Forecasting is important. If you’re thinking of buying a house, it’s good to have an idea of what the housing market is going to do in your area and whether mortgage rates are going to rise or fall in the immediate future. If you’re trying to choose which company to work for, it’s important to try to figure out what the fortunes are of the companies you’re considering. Sports fans are interested in whether their favorite team is going to get better or worse next season. I’m all for forecasting. What I’m sick of is predictions.
For the past couple of weeks we’ve seen every political pundit in the world make an ass of themselves predicting what would happen in the Iowa and New Hampshire primaries. Now that the NFL playoffs are under way, we are forced to watch football pundits predict what’s going to happen in a game we’re about to watch, and then to listen to them make more predictions about the rest of the game during halftime. In the technology industry, we’re being bombarded with predictions of what Steve Jobs is going to announce in his Macworld keynote on Tuesday.

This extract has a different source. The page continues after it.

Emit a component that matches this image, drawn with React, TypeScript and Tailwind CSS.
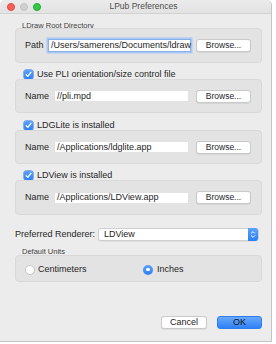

The sad thing is that nearly all of these predictions are utter and complete self indulgence. People make predictions so that they can pat themselves on the back if they’re right, and pretend like they were right if they were wrong. If predictions do have any utility, it’s in the evidence cited to substantiate a prediction. The prediction still won’t be enlightening, but at least the discussion of the prediction will be. All too often, that evidence is left undiscussed by the experts or “experts” making the predictions.
Please, let’s have more forecasting, but I’ve had it with the predictions. That said, I forecast that this blog post will not have a measurable effect on the number of predictions that people make.